Pipeline & Gas Journal...February 2012


     Natural gas transmission companies are very unhappy with the EPA's decision to tighten industry air emission limits. A consent decree signed by the EPA requires the agency to revise both New Source Performance Standards (NSPS) and national emission standards for hazardous air pollutants (NESHAP) for the natural gas industry, including for pipelines, by the end of February.
     Those are two separate EPA regulatory programs. The upcoming February NSPS rule will regulate transmission pipelines for the first time and require emission reductions from pneumatic controllers, centrifugal and reciprocating compressors. The transmission NESHAP, established in 1999, would be revised to include "small" glycol gas dehydrators. Both regulatory programs seek to reduce emissions of volatile organic chemicals (VOC) from numerous pipeline sources.
     Lisa Beal, vice president, Environment and Construction Policy, Interstate Natural Gas Association of America, says VOC emissions from pipelines are insignificant. She calls the EPA decision to subject transmission pipelines to NSPS standards "questionable and not adequately supported." She adds, "It appears that the proposed NSPS is a thinly veiled attempt to regulate transmission and storage greenhouse gas emissions."
     She argues that the EPA should not classify a pneumatic controller, which is a trivial VOC source and an equipment sub-component, as a “facility" under the NSPS. The NSPS would also require pipelines to equip centrifugal compressors with dry seal systems. But the EPA may allow a compliance option of wet seals combined with routing of emissions from the seal liquid through a closed vent system to a control device.

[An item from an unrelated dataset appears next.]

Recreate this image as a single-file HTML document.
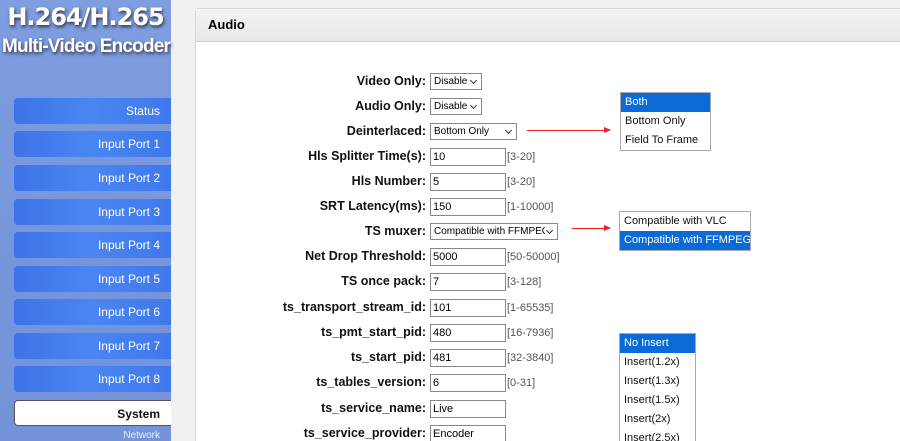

Beal says only new centrifugal compressors should be regulated, and that wet seals should be allowed if the operator can demonstrate that VOC emissions are similar to dry seal mission
     There would be standards for reciprocating compressors, too. They would require replacement of the rod packing after hours of operation reached 26,000. However, to avoid unscheduled shutdowns when 26,000 hours is reached, owners and operators could track hours of operation such that packing replacement could be coordinated with planned maintenance shutdowns before hours of operation reached 26,000. With regard to reciprocating compressor rod packing requirements, Beal states those should be based on 35,000 operating hours and include an option to use condition-based maintenance to extend the operation of functional rod packing.

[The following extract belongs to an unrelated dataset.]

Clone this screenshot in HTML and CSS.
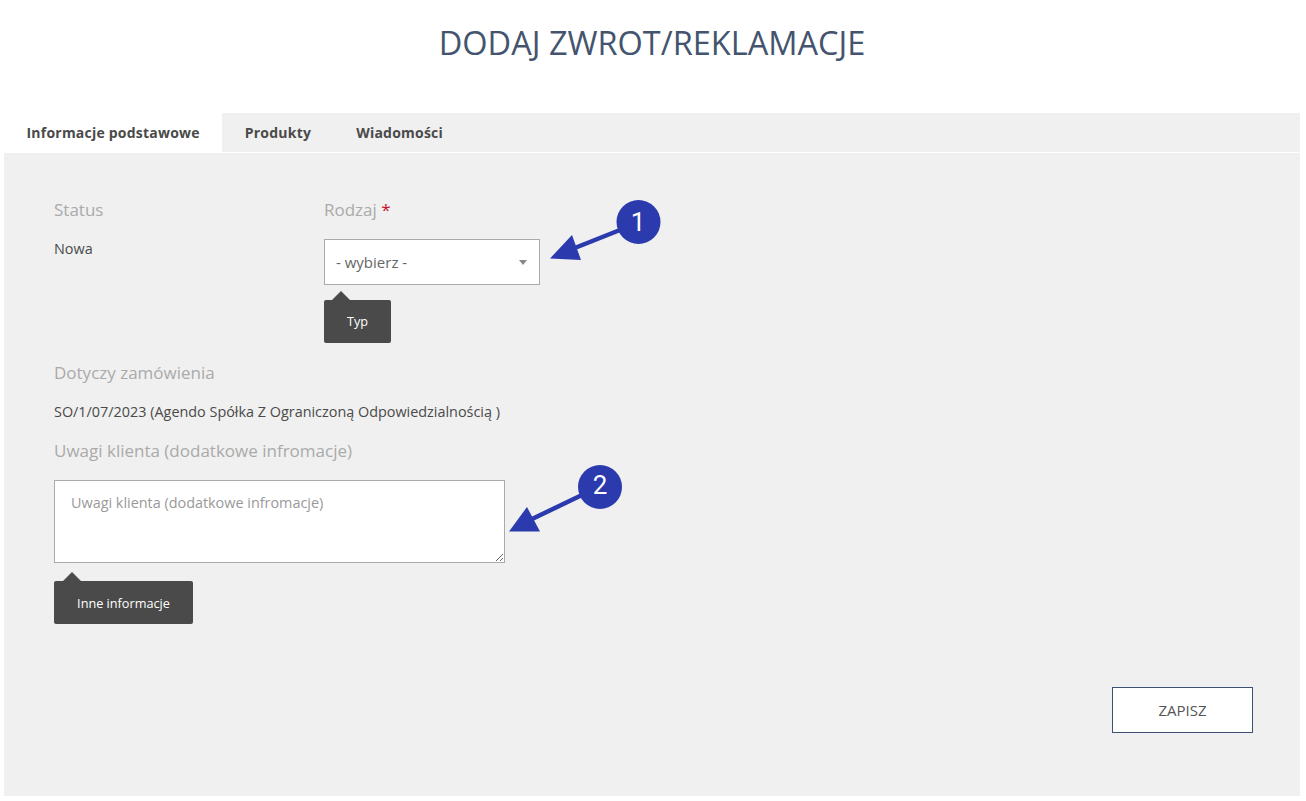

     With regard to the tightening of the existing NESHAP, the proposed MACT standard for the subcategory of small dehydrators - subject to limits for the first time - would require that existing affected sources meet a unit-specific BTEX emission limit of 6.42 x 10-\5\ grams BTEX/scm-ppmv and that new sources meet a BTEX limit of 1.10 x 10-\5\ grams BTEX/scm-ppmv.

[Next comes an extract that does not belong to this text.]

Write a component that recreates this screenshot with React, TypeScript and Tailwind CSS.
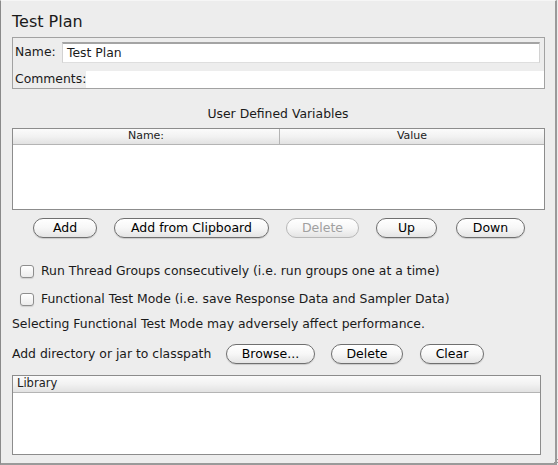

INGAA isn't the only critic of EPA's intended actions. State regulators will have to issue many more permits to gas transmission facilities as a result of the regulatory expansion.
     “From a regulatory perspective these rules will significantly increase the permitting and enforcement workload for TCEQ as the delegated administrator," says Mark Vickery, executive director, Texas Commission on Environmental Quality.
Again, though they address some of the same pollutants, the NSPS and NESHAP programs use different thresholds to determine equipment subject to VOC limits. The NSPS program uses a performance standard which reflects the degree of emission limitation achievable through the application of the ``best system of emission reduction'' (BSER) which the EPA determines has been adequately demonstrated.
     NESHAPs apply only to "major sources'' defined as facilities that emit or have the potential to emit 10 tons per year (tpy) or more of a single HAP or 25 tpy or more of any combination of HAP. NESHAPs are based on a MACT floor, with MACT being an acronym for Maximum Achievable Control Technology. That floor is the average level of HAP emission control achieved by the top 12% of that industry group's currently operating sources.
     The EPA is required to finalize NSPS and NESHAP standards for gas transmission pipeline by Feb. 28 because of the terms of a consent decree the agency signed as the result of a lawsuit filed by two environmental groups, the WildEarth Guardians and the San Juan Citizens Alliance.


     EPA Makes Changes To Pipeline GHG Reporting Rule
The EPA also made some decisions about another pipeline emissions rule at the end of December. This is the rule that requires pipelines to report their greenhouse gas (GHG) emissions from 2011 to the EPA. There is no limit on those emissions, at least not yet; there is just a reporting requirement for emissions of CO-2, CH-4, and N2O.
      On Dec. 23, the agency announced its final changes to subpart W; that is the section of the overall GHG reporting rule which applies to petroleum and natural gas industry emissions. The agency made some definitional changes, which, depending on a company's operations, could be significant...or not. For example, the definition of what a transmission pipeline is was narrowed to mean a Federal Energy Regulatory Commission (FERC) rate-regulated interstate pipeline, a state rate-regulated intrastate pipeline, or a pipeline that falls under the ``Hinshaw Exemption'' as referenced in the Natural Gas Act.
     The agency made it clear that it includes within the onshore natural transmission compression facility segment not only those facilities that move natural gas from production fields or gas processing plants, but also those that move natural gas coming from other transmission compressors. In addition, the agency made it explicit that natural gas transmission compression facilities not only move natural gas into distribution pipelines, but also into liquefied natural gas storage or into underground storage.